Textos de capa

Contracapa

“Meu Ego é, ele mesmo, um ser do mundo, tanto quanto o Ego dos outros.” Assim, Sartre fundava uma de suas crenças mais antigas e mais obstinadas: existe uma autonomia da consciência irrefletida; a relação com o eu que, segundo La Rochefoucald e a tradição psicológica francesa, perverteria nossos movimentos mais espontâneos, aparece somente em algumas circunstâncias particulares. O que importava a Sartre, sobretudo, é que essa teoria, e apenas ela, dizia ele, permitia escapar do solipsismo, do psíquico, do Ego existente para o outro e para mim da mesma maneira objetiva. Abolindo o solipsismo, evitavam-se as armadilhas do idealismo, e, em sua conclusão, Sartre insistia no alcance prático (moral e político) de sua tese.



Orelhas

A transcendência do Ego é considerada a primeira obra propriamente filosófica de Jean-Paul Sartre.
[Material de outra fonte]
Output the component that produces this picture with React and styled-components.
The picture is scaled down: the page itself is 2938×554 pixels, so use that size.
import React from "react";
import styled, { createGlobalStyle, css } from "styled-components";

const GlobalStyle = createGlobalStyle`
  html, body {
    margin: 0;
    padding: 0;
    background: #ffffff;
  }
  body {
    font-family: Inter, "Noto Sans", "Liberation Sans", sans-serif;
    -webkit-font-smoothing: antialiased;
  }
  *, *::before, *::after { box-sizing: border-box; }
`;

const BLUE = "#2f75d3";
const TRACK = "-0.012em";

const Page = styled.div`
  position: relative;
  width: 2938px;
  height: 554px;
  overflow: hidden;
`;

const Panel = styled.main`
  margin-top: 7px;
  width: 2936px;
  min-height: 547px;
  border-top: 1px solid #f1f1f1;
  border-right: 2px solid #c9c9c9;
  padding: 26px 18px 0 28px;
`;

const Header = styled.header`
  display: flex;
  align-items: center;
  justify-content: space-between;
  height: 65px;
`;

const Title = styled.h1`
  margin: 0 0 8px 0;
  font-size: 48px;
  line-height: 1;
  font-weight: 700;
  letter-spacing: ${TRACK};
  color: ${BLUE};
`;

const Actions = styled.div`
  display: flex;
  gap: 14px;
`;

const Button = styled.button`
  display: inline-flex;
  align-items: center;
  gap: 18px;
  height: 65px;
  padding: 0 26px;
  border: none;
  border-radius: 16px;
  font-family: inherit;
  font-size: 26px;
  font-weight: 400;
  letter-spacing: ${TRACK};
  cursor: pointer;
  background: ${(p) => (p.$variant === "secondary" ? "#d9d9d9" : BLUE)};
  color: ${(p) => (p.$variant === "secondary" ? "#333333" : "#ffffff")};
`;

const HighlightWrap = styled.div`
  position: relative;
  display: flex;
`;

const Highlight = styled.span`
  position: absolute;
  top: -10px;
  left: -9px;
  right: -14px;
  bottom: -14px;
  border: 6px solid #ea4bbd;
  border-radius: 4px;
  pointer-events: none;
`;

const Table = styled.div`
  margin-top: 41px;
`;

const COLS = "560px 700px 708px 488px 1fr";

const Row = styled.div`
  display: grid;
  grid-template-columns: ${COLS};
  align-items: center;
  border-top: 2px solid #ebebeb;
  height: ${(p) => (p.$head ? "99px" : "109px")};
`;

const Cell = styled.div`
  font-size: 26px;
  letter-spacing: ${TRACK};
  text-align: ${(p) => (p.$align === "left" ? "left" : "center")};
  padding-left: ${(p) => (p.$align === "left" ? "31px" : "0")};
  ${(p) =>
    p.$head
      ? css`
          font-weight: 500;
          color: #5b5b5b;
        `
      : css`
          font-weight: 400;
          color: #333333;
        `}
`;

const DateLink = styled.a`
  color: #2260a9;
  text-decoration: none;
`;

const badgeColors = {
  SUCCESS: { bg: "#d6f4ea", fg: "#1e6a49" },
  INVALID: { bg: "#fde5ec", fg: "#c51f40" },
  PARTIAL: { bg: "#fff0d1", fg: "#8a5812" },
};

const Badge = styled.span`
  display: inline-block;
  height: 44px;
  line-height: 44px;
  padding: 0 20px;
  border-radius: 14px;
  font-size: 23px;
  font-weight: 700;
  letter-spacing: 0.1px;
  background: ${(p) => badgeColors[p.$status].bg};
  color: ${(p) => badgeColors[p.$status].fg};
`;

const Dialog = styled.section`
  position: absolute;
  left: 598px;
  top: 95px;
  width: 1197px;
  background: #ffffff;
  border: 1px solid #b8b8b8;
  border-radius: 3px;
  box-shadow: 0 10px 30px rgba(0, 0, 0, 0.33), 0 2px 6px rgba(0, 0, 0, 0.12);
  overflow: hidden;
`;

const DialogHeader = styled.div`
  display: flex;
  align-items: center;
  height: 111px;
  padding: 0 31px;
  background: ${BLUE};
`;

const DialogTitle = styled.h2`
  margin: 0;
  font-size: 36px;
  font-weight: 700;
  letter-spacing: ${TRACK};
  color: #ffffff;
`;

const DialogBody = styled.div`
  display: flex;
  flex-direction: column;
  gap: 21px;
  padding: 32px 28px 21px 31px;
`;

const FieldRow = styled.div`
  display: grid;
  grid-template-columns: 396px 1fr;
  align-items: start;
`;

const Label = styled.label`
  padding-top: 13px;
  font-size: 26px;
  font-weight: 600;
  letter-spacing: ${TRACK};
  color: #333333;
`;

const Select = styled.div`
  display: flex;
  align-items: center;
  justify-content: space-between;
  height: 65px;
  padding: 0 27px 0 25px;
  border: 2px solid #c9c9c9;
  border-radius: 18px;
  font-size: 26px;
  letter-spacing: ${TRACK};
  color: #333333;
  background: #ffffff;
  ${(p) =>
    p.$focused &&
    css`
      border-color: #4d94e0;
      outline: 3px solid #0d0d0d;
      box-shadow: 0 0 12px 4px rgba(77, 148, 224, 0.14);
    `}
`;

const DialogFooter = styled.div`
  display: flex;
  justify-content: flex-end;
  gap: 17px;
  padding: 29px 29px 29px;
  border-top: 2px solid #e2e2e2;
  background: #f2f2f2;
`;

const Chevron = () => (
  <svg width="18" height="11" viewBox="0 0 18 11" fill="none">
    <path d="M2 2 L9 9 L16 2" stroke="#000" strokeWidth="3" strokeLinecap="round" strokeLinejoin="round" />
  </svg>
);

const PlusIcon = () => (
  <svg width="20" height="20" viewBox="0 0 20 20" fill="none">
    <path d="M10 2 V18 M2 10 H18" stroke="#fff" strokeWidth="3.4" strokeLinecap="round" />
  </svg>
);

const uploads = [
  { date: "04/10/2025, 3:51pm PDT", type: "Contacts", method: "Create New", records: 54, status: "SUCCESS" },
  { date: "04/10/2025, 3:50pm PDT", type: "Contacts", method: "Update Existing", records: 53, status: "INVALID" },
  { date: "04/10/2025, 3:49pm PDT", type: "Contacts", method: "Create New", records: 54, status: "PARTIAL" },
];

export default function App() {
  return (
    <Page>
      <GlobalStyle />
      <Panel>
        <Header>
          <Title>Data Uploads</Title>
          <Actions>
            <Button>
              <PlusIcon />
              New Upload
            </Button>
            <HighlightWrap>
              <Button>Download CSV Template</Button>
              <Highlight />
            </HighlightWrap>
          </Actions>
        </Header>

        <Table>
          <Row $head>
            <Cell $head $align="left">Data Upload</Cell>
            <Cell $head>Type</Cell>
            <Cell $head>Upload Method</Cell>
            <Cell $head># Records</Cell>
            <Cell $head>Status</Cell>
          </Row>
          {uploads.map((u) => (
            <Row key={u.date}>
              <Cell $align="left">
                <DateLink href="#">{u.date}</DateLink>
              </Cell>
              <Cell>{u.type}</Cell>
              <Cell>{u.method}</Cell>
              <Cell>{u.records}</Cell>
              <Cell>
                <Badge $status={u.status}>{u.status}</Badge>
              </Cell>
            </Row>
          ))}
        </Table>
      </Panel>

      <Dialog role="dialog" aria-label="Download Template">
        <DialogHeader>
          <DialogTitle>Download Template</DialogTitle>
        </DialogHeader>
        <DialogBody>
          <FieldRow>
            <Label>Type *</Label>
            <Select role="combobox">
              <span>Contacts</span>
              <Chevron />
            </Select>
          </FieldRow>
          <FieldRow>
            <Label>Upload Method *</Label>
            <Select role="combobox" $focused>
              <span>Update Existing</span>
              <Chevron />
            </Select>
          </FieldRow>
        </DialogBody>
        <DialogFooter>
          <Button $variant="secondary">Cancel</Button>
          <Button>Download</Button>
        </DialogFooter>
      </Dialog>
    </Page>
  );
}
Foi escrita em 1934 e publicada em 1936, alguns anos antes, portanto, de seu magistral O Ser e o Nada, que o consagraria entre os grandes nomes da filosofia contemporânea e, particularmente, do Existencialismo. Aqui Sartre dá início ao seu projeto filosófico, combatendo as teses da presença formal e material do Eu na consciência, defendidas por Kant e Husserl, respectivamente. Esse ponto de partida era necessário para desenvolver uma ontologia do Ego que o distinguisse da consciência. Para Sartre, o Ego não está nem formalmente nem materialmente na consciência, mas fora, no mundo; é um ser do mundo, como o Ego do Outro. Ao estabelecer assim a transcendência do Ego, Sartre liberou a consciência de seus conteúdos e reafirmou-a como pura relação com as coisas. Deste modo, pôde ultrapassar a oposição do idealismo e do realismo, afirmando a um só tempo a soberania da consciência e sua presença no mundo, tal como se dá a nós. A noção-chave aqui é a intencionalidade, por meio da qual expulsa os “conteúdos de consciência” e rejeita um eu-habitante-da-consciência, bem como toda forma de “vida interior”. Esse eu, que não pode ser confundido com a consciência, mas é, antes, um objeto passível de ser estudado por ela. Ou seja, o Ego transcende a consciência porque é objeto projetado fora dela. Assim, transcendência, no discurso sartreano, não tem nenhum significado metafísico ou espiritual, mas tem a ver com a intencionalidade pela qual o Ego é lançado para fora e estudado pela consciência como um objeto do mundo.